Only the lines between the line holding "Reproduce this screenshot" and the line holding "import React from", both of those included, should be copied exactly; drop the pictures.

— Start of WORKING DATA —

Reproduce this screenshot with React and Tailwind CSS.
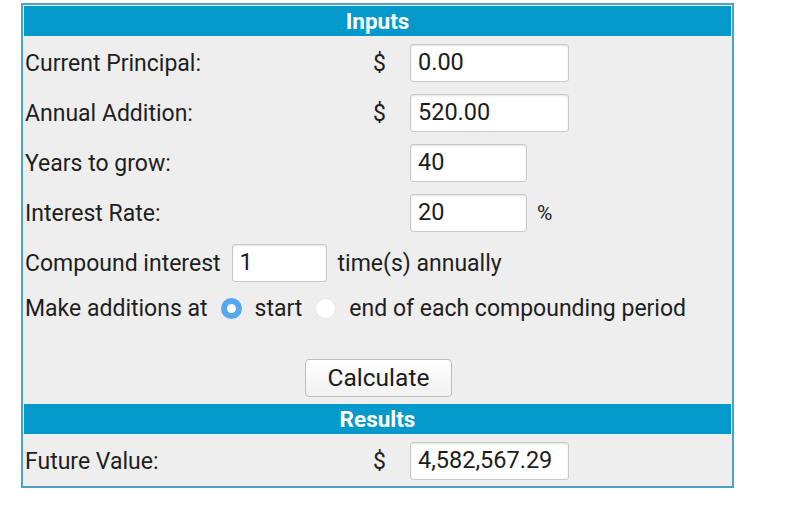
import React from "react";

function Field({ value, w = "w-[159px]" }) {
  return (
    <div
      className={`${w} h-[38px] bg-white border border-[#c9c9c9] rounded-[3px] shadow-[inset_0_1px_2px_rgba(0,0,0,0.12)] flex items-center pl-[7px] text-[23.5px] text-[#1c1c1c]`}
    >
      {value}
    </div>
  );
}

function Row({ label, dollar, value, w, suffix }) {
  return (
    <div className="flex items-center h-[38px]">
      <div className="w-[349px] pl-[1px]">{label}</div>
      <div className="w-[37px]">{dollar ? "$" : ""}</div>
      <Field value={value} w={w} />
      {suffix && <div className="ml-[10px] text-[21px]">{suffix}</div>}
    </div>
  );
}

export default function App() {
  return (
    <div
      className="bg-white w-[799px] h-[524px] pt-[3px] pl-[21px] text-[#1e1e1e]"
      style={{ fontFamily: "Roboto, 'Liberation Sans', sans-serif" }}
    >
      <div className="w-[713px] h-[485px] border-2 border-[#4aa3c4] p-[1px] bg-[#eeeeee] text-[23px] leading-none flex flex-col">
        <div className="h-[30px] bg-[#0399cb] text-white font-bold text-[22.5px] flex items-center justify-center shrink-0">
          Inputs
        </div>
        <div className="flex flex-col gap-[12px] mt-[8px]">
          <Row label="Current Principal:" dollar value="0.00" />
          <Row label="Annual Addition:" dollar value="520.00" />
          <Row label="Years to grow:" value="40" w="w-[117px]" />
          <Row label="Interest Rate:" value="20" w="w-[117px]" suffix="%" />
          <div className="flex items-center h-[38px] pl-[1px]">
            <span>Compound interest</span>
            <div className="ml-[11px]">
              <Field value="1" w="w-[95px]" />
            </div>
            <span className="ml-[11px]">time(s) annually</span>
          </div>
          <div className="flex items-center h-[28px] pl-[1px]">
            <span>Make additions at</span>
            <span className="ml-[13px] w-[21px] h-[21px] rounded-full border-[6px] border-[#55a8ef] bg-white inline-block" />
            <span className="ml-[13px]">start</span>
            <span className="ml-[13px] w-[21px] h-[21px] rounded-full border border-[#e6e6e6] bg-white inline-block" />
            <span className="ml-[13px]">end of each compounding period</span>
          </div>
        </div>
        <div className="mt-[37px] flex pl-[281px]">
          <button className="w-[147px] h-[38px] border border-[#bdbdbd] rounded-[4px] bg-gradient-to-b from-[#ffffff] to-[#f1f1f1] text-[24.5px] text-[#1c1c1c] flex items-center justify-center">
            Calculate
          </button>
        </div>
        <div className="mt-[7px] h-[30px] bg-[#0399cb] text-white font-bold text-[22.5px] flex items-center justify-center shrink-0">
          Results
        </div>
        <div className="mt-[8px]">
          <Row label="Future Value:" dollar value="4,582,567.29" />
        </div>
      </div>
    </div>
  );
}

— End of WORKING DATA —
— Start of WORKING DATA —

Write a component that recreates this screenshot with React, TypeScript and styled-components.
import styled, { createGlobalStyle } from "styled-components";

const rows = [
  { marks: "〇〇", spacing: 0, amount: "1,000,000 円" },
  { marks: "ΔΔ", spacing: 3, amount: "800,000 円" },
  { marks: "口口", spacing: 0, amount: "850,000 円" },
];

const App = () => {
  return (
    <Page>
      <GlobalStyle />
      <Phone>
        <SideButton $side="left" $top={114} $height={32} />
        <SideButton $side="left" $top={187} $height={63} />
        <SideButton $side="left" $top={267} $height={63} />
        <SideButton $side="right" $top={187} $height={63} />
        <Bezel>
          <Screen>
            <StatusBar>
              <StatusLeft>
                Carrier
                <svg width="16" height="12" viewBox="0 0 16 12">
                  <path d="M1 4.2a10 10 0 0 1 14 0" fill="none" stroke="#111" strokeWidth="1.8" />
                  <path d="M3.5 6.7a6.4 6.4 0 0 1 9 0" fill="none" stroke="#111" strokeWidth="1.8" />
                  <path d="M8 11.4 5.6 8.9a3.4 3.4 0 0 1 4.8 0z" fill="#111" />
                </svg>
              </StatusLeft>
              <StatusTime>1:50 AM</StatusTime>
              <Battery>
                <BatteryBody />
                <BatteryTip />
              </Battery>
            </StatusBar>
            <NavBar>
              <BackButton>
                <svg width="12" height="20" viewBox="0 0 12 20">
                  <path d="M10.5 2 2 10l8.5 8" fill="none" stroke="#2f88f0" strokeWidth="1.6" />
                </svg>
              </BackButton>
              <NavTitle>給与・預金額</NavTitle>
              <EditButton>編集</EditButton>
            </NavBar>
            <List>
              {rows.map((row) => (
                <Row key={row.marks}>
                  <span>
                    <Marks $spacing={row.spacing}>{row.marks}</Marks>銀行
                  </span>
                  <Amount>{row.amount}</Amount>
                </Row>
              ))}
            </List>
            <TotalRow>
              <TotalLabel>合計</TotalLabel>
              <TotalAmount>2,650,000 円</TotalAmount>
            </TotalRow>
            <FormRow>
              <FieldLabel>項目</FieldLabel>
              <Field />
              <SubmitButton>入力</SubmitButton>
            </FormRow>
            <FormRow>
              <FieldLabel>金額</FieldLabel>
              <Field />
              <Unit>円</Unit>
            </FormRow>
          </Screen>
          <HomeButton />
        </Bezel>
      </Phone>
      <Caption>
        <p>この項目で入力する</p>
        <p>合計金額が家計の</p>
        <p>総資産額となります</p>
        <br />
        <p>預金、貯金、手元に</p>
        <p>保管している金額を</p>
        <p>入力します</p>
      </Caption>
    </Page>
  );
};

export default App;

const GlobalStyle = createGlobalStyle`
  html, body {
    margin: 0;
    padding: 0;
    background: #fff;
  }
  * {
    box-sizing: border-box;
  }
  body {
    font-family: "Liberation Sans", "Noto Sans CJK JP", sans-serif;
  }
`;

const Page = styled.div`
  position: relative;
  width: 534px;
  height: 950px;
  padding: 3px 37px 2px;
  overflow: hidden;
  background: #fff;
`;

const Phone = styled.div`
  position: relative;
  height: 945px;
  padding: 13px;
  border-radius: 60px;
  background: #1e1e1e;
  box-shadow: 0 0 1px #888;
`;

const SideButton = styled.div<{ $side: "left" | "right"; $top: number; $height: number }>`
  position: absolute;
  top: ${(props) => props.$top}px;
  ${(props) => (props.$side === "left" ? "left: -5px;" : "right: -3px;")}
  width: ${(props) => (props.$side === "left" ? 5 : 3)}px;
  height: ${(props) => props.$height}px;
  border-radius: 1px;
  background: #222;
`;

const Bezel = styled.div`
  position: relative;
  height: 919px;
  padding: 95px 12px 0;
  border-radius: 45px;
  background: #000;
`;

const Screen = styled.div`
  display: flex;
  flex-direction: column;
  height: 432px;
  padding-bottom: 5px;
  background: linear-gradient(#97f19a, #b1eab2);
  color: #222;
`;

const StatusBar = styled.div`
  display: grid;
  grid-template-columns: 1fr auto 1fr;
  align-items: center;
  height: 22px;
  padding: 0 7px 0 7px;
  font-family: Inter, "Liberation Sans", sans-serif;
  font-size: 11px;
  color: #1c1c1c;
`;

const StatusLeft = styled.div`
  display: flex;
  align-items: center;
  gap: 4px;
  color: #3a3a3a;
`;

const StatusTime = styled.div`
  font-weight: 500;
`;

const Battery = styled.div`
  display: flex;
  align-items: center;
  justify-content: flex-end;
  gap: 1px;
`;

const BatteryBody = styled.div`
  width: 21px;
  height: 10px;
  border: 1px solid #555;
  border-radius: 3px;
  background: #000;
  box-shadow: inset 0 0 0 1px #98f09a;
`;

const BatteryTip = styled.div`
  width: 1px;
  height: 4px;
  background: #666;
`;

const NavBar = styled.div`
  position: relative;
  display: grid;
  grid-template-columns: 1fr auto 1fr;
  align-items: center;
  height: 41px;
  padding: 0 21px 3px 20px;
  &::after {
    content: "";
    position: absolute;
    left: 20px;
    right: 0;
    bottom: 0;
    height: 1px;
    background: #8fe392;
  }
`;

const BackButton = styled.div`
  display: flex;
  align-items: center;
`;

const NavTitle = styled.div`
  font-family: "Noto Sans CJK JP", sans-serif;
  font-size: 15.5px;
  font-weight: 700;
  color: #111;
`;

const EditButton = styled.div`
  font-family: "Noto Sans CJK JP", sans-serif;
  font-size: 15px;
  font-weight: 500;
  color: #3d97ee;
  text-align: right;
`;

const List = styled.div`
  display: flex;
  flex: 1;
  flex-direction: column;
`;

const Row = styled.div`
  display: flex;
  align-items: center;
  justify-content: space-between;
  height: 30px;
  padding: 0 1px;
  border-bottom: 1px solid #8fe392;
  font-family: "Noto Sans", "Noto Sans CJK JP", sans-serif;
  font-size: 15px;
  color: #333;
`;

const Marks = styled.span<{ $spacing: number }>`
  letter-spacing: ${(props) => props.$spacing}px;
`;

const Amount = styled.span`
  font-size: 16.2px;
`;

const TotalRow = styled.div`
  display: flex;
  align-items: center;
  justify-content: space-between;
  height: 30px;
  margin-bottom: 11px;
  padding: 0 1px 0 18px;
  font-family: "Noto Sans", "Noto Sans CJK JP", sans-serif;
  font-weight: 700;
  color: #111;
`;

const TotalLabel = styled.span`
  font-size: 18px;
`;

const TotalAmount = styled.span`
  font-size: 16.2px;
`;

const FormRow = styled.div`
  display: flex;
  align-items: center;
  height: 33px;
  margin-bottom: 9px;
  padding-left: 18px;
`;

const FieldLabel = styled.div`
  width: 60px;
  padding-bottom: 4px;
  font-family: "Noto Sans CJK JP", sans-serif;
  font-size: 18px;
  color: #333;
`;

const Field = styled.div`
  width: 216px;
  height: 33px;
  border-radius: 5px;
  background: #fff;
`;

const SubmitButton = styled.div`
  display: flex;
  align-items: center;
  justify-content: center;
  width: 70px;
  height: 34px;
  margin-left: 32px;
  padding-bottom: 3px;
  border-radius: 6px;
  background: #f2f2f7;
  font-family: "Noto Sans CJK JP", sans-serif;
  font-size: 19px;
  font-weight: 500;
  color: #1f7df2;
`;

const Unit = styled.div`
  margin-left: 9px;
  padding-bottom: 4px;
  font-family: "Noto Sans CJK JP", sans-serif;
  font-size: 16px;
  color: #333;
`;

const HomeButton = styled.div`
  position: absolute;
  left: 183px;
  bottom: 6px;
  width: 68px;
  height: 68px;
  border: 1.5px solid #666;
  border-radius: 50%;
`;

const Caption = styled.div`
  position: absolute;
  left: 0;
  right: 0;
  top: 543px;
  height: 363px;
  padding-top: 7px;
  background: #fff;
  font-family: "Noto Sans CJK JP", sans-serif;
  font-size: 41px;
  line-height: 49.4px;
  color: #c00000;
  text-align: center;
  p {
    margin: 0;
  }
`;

— End of WORKING DATA —

(RESPONSE BELOW)
Reproduce this screenshot with React and Tailwind CSS.
import React from "react";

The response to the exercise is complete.